It’s no secret that student loan debt has reached epic proportions, surpassing $1.2 trillion total according to the Consumer Financial Protection Bureau. While the average borrower’s debt load has increased, so has the default rate as students struggle to keep up with hefty monthly payments. According to the most recent data from the Department of Education, the two-year default rate was 10% for the 2011 fiscal year, a nearly one percent increase over 2010. The rate at which students default within three years of entering repayment was even higher, at 14.7% as of 2010. This means loan rehabilitation for student borrowers is more needed than ever.

Related: Can I Afford My Student Loan Payments?
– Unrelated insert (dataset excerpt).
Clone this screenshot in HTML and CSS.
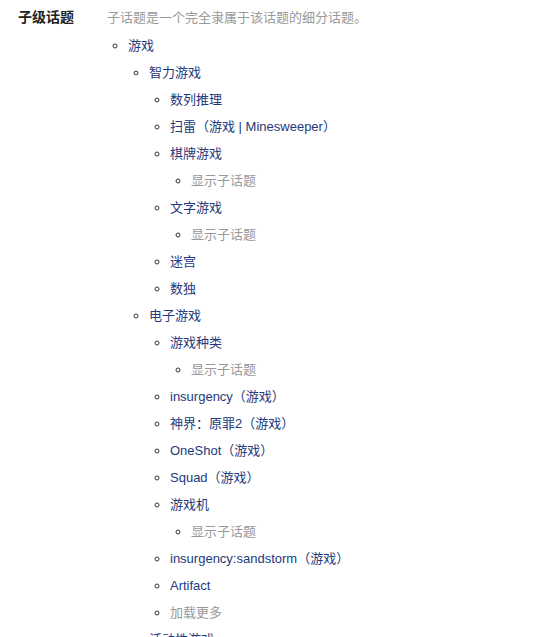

Defaulting on a student loan can be severely damaging financially and it doesn’t mean your obligation to the debt goes away. To address the growing tide of student loan defaults, the federal government issued new regulations that would make it easier for borrowers to bring their loans current. As of July 1st, cash-strapped students are now able to rehabilitate their loans using an income-based formula. If you’ve fallen behind on your payments, here’s what you need to know about the student loan rehabilitation program.

Which Loans are Eligible

Currently, the new rehabilitation rules apply to Direct loans and loans acquired under the Federal Family Education Loan (FFEL) program. This includes Subsidized and Unsubsidized Direct Loans, Direct PLUS Loans, Direct Consolidation Loans, Subsidized and Unsubsidized Federal Stafford Loans, FFEL PLUS Loans, and FFEL Consolidation Loans. If you defaulted on a Perkins loan, you’ll have to contact your school directly to discuss your repayment options. Keep in mind that the new guidelines don’t apply to private loans.

How Rehabilitation Works

You’ll have to contact your lender to request loan rehabilitation. If your account has already been turned over to a collection agency, you may have to get in touch with the Department of Education directly to get the ball rolling. Once you’re in rehabilitation, you’re obligated to make nine on-time payments towards your loan over a 10-month period. That means you can skip paying for one month if you come up short on cash.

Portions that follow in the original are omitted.